START

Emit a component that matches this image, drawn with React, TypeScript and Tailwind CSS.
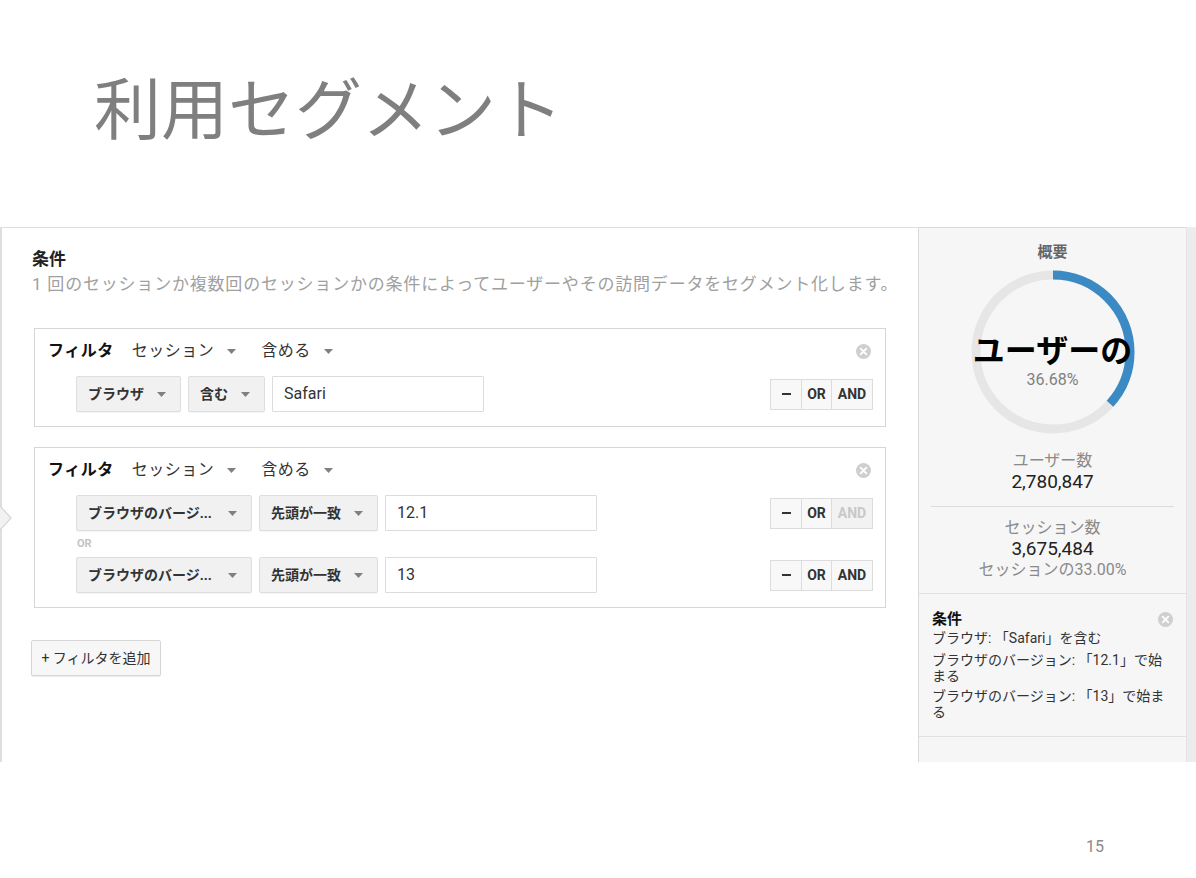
import React from "react";

const font = { fontFamily: 'Roboto, "Noto Sans CJK JP", sans-serif' };

function Caret({ className = "" }: { className?: string }) {
  return (
    <svg width="9" height="5" viewBox="0 0 9 5" className={className}>
      <path d="M0 0 L9 0 L4.5 5 Z" fill="#808080" />
    </svg>
  );
}

function CloseDot() {
  return (
    <svg width="15" height="15" viewBox="0 0 16 16">
      <circle cx="8" cy="8" r="8" fill="#cfcfcf" />
      <path d="M5 5 L11 11 M11 5 L5 11" stroke="#fff" strokeWidth="2" strokeLinecap="round" />
    </svg>
  );
}

function Select({ label, width }: { label: string; width: string }) {
  return (
    <div className={`${width} h-[36px] flex items-center justify-between pl-[11px] pr-[14px] bg-[#f1f1f1] border border-[#dedede] rounded-[2px] shadow-[0_1px_0_rgba(0,0,0,0.04)]`}>
      <span className="text-[14px] font-bold text-[#333] whitespace-nowrap">{label}</span>
      <Caret />
    </div>
  );
}

function Input({ value }: { value: string }) {
  return (
    <div className="w-[212px] h-[36px] flex items-center px-[11px] bg-white border border-[#dcdcdc] rounded-[1px]">
      <span className="text-[16px] text-[#333]">{value}</span>
    </div>
  );
}

function Buttons({ andDisabled = false }: { andDisabled?: boolean }) {
  return (
    <div className="ml-auto flex h-[31px] border border-[#dcdcdc] bg-[#f8f8f8] text-[14px] font-bold">
      <div className="w-[31px] flex items-center justify-center text-[#333] border-r border-[#dcdcdc]">
        <span className="block w-[9px] h-[2px] bg-[#333]" />
      </div>
      <div className="w-[30px] flex items-center justify-center text-[#333] border-r border-[#dcdcdc]">OR</div>
      <div className={`w-[40px] flex items-center justify-center ${andDisabled ? "text-[#c8c8c8] bg-[#f2f2f2]" : "text-[#333]"}`}>AND</div>
    </div>
  );
}

function FilterHeader() {
  return (
    <div className="flex items-center h-[42px] pl-[13px] pr-[13px] pt-[2px]">
      <span className="text-[16px] font-bold text-[#111] tracking-[0.5px]">フィルタ</span>
      <span className="ml-[18px] text-[16px] text-[#333] tracking-[0.5px]">セッション</span>
      <Caret className="ml-[13px]" />
      <span className="ml-[25px] text-[16px] text-[#333] tracking-[0.5px]">含める</span>
      <Caret className="ml-[13px]" />
      <div className="ml-auto mr-[1px]">
        <CloseDot />
      </div>
    </div>
  );
}

function Donut() {
  const r = 77;
  const c = 2 * Math.PI * r;
  const pct = 0.3668;
  return (
    <div className="relative w-[166px] h-[166px]">
      <svg width="166" height="166" viewBox="0 0 166 166" className="absolute inset-0">
        <circle cx="83" cy="83" r={r} fill="none" stroke="#e6e6e6" strokeWidth="9" />
        <circle
          cx="83"
          cy="83"
          r={r}
          fill="none"
          stroke="#3b8ac4"
          strokeWidth="9"
          strokeDasharray={`${c * pct} ${c}`}
          transform="rotate(-90 83 83)"
        />
      </svg>
      <div className="absolute inset-0 flex flex-col items-center justify-center pt-[18px]">
        <span className="whitespace-nowrap text-[32px] font-bold leading-none text-black">ユーザーの</span>
        <span className="mt-[5px] text-[16px] leading-none text-[#808080]">36.68%</span>
      </div>
    </div>
  );
}

export default function App() {
  return (
    <div className="w-[1196px] h-[878px] bg-white flex flex-col overflow-hidden" style={font}>
      {/* slide title */}
      <div className="h-[227px] pl-[94px] pt-[78px]">
        <h1 className="text-[67px] leading-none text-[#7f7f7f] font-normal">利用セグメント</h1>
      </div>

      {/* screenshot */}
      <div className="h-[535px] flex">
        {/* left panel */}
        <div className="relative w-[918px] border-t border-l-2 border-[#dedede] bg-white pt-[20px]">
          <div className="absolute left-[-2px] top-[277px] w-0 h-0 border-y-[13px] border-y-transparent border-l-[12px] border-l-[#d9d9d9]" />
          <div className="absolute left-[-2px] top-[279px] w-0 h-0 border-y-[11px] border-y-transparent border-l-[10px] border-l-[#f2f2f2]" />

          <div className="pl-[30px]">
            <div className="text-[17px] font-bold text-[#222] leading-[22px]">条件</div>
            <div className="mt-[3px] text-[17px] text-[#a0a0a0] leading-[22px] whitespace-nowrap tracking-[0.8px]">
              1 回のセッションか複数回のセッションかの条件によってユーザーやその訪問データをセグメント化します。
            </div>
          </div>

          <div className="ml-[32px] mt-[33px] w-[852px] flex flex-col gap-[20px]">
            <div className="h-[99px] border border-[#d6d6d6] bg-white">
              <FilterHeader />
              <div className="flex items-center gap-[7px] pl-[41px] pr-[12px] mt-[5px]">
                <Select label="ブラウザ" width="w-[105px]" />
                <Select label="含む" width="w-[77px]" />
                <Input value="Safari" />
                <Buttons />
              </div>
            </div>

            <div className="h-[161px] border border-[#d6d6d6] bg-white">
              <FilterHeader />
              <div className="flex items-center gap-[7px] pl-[41px] pr-[12px] mt-[5px]">
                <Select label="ブラウザのバージ..." width="w-[176px]" />
                <Select label="先頭が一致" width="w-[119px]" />
                <Input value="12.1" />
                <Buttons andDisabled />
              </div>
              <div className="pl-[42px] h-[26px] flex items-center text-[11px] font-bold text-[#c4c4c4]">OR</div>
              <div className="flex items-center gap-[7px] pl-[41px] pr-[12px]">
                <Select label="ブラウザのバージ..." width="w-[176px]" />
                <Select label="先頭が一致" width="w-[119px]" />
                <Input value="13" />
                <Buttons />
              </div>
            </div>
          </div>

          <div className="ml-[29px] mt-[32px] w-[130px] h-[36px] flex items-center justify-center border border-[#d6d6d6] rounded-[2px] bg-[#f7f7f7] text-[14px] text-[#333] shadow-[0_1px_1px_rgba(0,0,0,0.08)]">
            + フィルタを追加
          </div>
        </div>

        {/* right panel */}
        <div className="w-[268px] border-t border-l border-[#dadada] bg-[#f6f6f6] flex flex-col">
          <div className="flex flex-col items-center pt-[13px] border-b border-[#e2e2e2] pb-[13px]">
            <div className="text-[15px] font-bold text-[#666] leading-[22px]">概要</div>
            <div className="mt-[6px]">
              <Donut />
            </div>
            <div className="mt-[16px] text-[16px] text-[#8a8a8a] leading-[20px]">ユーザー数</div>
            <div className="text-[19px] text-[#222] leading-[22px]">2,780,847</div>
            <div className="mt-[13px] mb-[11px] w-[243px] h-px bg-[#dcdcdc]" />
            <div className="text-[16px] text-[#8a8a8a] leading-[20px]">セッション数</div>
            <div className="text-[19px] text-[#222] leading-[22px]">3,675,484</div>
            <div className="text-[16px] text-[#8a8a8a] leading-[20px]">セッションの33.00%</div>
          </div>

          <div className="px-[13px] pt-[15px] pb-[16px] border-b border-[#e2e2e2] text-[14px] text-[#333] leading-[16px]">
            <div className="flex items-center justify-between">
              <span className="text-[15px] font-bold text-[#111] leading-[20px]">条件</span>
              <CloseDot />
            </div>
            <div className="mt-[1px]">ブラウザ: 「Safari」を含む</div>
            <div className="mt-[6px]">ブラウザのバージョン: 「12.1」で始まる</div>
            <div className="mt-[4px]">ブラウザのバージョン: 「13」で始まる</div>
          </div>
          <div className="flex-1" />
        </div>

        <div className="w-[10px] bg-[#ececec] border-l border-[#e4e4e4]" />
      </div>

      {/* page number */}
      <div className="flex-1">
        <div className="pl-[1086px] pt-[77px] text-[16px] text-[#8a8a8a] leading-none">15</div>
      </div>
    </div>
  );
}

END

WHAT TO WORK ON: Print out the material word for word, omitting the pictures.

ANSWER TO THIS TASK:
Emit a component that matches this image, drawn with React, TypeScript and Tailwind CSS.
import React from "react";

const font = { fontFamily: 'Roboto, "Noto Sans CJK JP", sans-serif' };

function Caret({ className = "" }: { className?: string }) {
  return (
    <svg width="9" height="5" viewBox="0 0 9 5" className={className}>
      <path d="M0 0 L9 0 L4.5 5 Z" fill="#808080" />
    </svg>
  );
}

function CloseDot() {
  return (
    <svg width="15" height="15" viewBox="0 0 16 16">
      <circle cx="8" cy="8" r="8" fill="#cfcfcf" />
      <path d="M5 5 L11 11 M11 5 L5 11" stroke="#fff" strokeWidth="2" strokeLinecap="round" />
    </svg>
  );
}

function Select({ label, width }: { label: string; width: string }) {
  return (
    <div className={`${width} h-[36px] flex items-center justify-between pl-[11px] pr-[14px] bg-[#f1f1f1] border border-[#dedede] rounded-[2px] shadow-[0_1px_0_rgba(0,0,0,0.04)]`}>
      <span className="text-[14px] font-bold text-[#333] whitespace-nowrap">{label}</span>
      <Caret />
    </div>
  );
}

function Input({ value }: { value: string }) {
  return (
    <div className="w-[212px] h-[36px] flex items-center px-[11px] bg-white border border-[#dcdcdc] rounded-[1px]">
      <span className="text-[16px] text-[#333]">{value}</span>
    </div>
  );
}

function Buttons({ andDisabled = false }: { andDisabled?: boolean }) {
  return (
    <div className="ml-auto flex h-[31px] border border-[#dcdcdc] bg-[#f8f8f8] text-[14px] font-bold">
      <div className="w-[31px] flex items-center justify-center text-[#333] border-r border-[#dcdcdc]">
        <span className="block w-[9px] h-[2px] bg-[#333]" />
      </div>
      <div className="w-[30px] flex items-center justify-center text-[#333] border-r border-[#dcdcdc]">OR</div>
      <div className={`w-[40px] flex items-center justify-center ${andDisabled ? "text-[#c8c8c8] bg-[#f2f2f2]" : "text-[#333]"}`}>AND</div>
    </div>
  );
}

function FilterHeader() {
  return (
    <div className="flex items-center h-[42px] pl-[13px] pr-[13px] pt-[2px]">
      <span className="text-[16px] font-bold text-[#111] tracking-[0.5px]">フィルタ</span>
      <span className="ml-[18px] text-[16px] text-[#333] tracking-[0.5px]">セッション</span>
      <Caret className="ml-[13px]" />
      <span className="ml-[25px] text-[16px] text-[#333] tracking-[0.5px]">含める</span>
      <Caret className="ml-[13px]" />
      <div className="ml-auto mr-[1px]">
        <CloseDot />
      </div>
    </div>
  );
}

function Donut() {
  const r = 77;
  const c = 2 * Math.PI * r;
  const pct = 0.3668;
  return (
    <div className="relative w-[166px] h-[166px]">
      <svg width="166" height="166" viewBox="0 0 166 166" className="absolute inset-0">
        <circle cx="83" cy="83" r={r} fill="none" stroke="#e6e6e6" strokeWidth="9" />
        <circle
          cx="83"
          cy="83"
          r={r}
          fill="none"
          stroke="#3b8ac4"
          strokeWidth="9"
          strokeDasharray={`${c * pct} ${c}`}
          transform="rotate(-90 83 83)"
        />
      </svg>
      <div className="absolute inset-0 flex flex-col items-center justify-center pt-[18px]">
        <span className="whitespace-nowrap text-[32px] font-bold leading-none text-black">ユーザーの</span>
        <span className="mt-[5px] text-[16px] leading-none text-[#808080]">36.68%</span>
      </div>
    </div>
  );
}

export default function App() {
  return (
    <div className="w-[1196px] h-[878px] bg-white flex flex-col overflow-hidden" style={font}>
      {/* slide title */}
      <div className="h-[227px] pl-[94px] pt-[78px]">
        <h1 className="text-[67px] leading-none text-[#7f7f7f] font-normal">利用セグメント</h1>
      </div>

      {/* screenshot */}
      <div className="h-[535px] flex">
        {/* left panel */}
        <div className="relative w-[918px] border-t border-l-2 border-[#dedede] bg-white pt-[20px]">
          <div className="absolute left-[-2px] top-[277px] w-0 h-0 border-y-[13px] border-y-transparent border-l-[12px] border-l-[#d9d9d9]" />
          <div className="absolute left-[-2px] top-[279px] w-0 h-0 border-y-[11px] border-y-transparent border-l-[10px] border-l-[#f2f2f2]" />

          <div className="pl-[30px]">
            <div className="text-[17px] font-bold text-[#222] leading-[22px]">条件</div>
            <div className="mt-[3px] text-[17px] text-[#a0a0a0] leading-[22px] whitespace-nowrap tracking-[0.8px]">
              1 回のセッションか複数回のセッションかの条件によってユーザーやその訪問データをセグメント化します。
            </div>
          </div>

          <div className="ml-[32px] mt-[33px] w-[852px] flex flex-col gap-[20px]">
            <div className="h-[99px] border border-[#d6d6d6] bg-white">
              <FilterHeader />
              <div className="flex items-center gap-[7px] pl-[41px] pr-[12px] mt-[5px]">
                <Select label="ブラウザ" width="w-[105px]" />
                <Select label="含む" width="w-[77px]" />
                <Input value="Safari" />
                <Buttons />
              </div>
            </div>

            <div className="h-[161px] border border-[#d6d6d6] bg-white">
              <FilterHeader />
              <div className="flex items-center gap-[7px] pl-[41px] pr-[12px] mt-[5px]">
                <Select label="ブラウザのバージ..." width="w-[176px]" />
                <Select label="先頭が一致" width="w-[119px]" />
                <Input value="12.1" />
                <Buttons andDisabled />
              </div>
              <div className="pl-[42px] h-[26px] flex items-center text-[11px] font-bold text-[#c4c4c4]">OR</div>
              <div className="flex items-center gap-[7px] pl-[41px] pr-[12px]">
                <Select label="ブラウザのバージ..." width="w-[176px]" />
                <Select label="先頭が一致" width="w-[119px]" />
                <Input value="13" />
                <Buttons />
              </div>
            </div>
          </div>

          <div className="ml-[29px] mt-[32px] w-[130px] h-[36px] flex items-center justify-center border border-[#d6d6d6] rounded-[2px] bg-[#f7f7f7] text-[14px] text-[#333] shadow-[0_1px_1px_rgba(0,0,0,0.08)]">
            + フィルタを追加
          </div>
        </div>

        {/* right panel */}
        <div className="w-[268px] border-t border-l border-[#dadada] bg-[#f6f6f6] flex flex-col">
          <div className="flex flex-col items-center pt-[13px] border-b border-[#e2e2e2] pb-[13px]">
            <div className="text-[15px] font-bold text-[#666] leading-[22px]">概要</div>
            <div className="mt-[6px]">
              <Donut />
            </div>
            <div className="mt-[16px] text-[16px] text-[#8a8a8a] leading-[20px]">ユーザー数</div>
            <div className="text-[19px] text-[#222] leading-[22px]">2,780,847</div>
            <div className="mt-[13px] mb-[11px] w-[243px] h-px bg-[#dcdcdc]" />
            <div className="text-[16px] text-[#8a8a8a] leading-[20px]">セッション数</div>
            <div className="text-[19px] text-[#222] leading-[22px]">3,675,484</div>
            <div className="text-[16px] text-[#8a8a8a] leading-[20px]">セッションの33.00%</div>
          </div>

          <div className="px-[13px] pt-[15px] pb-[16px] border-b border-[#e2e2e2] text-[14px] text-[#333] leading-[16px]">
            <div className="flex items-center justify-between">
              <span className="text-[15px] font-bold text-[#111] leading-[20px]">条件</span>
              <CloseDot />
            </div>
            <div className="mt-[1px]">ブラウザ: 「Safari」を含む</div>
            <div className="mt-[6px]">ブラウザのバージョン: 「12.1」で始まる</div>
            <div className="mt-[4px]">ブラウザのバージョン: 「13」で始まる</div>
          </div>
          <div className="flex-1" />
        </div>

        <div className="w-[10px] bg-[#ececec] border-l border-[#e4e4e4]" />
      </div>

      {/* page number */}
      <div className="flex-1">
        <div className="pl-[1086px] pt-[77px] text-[16px] text-[#8a8a8a] leading-none">15</div>
      </div>
    </div>
  );
}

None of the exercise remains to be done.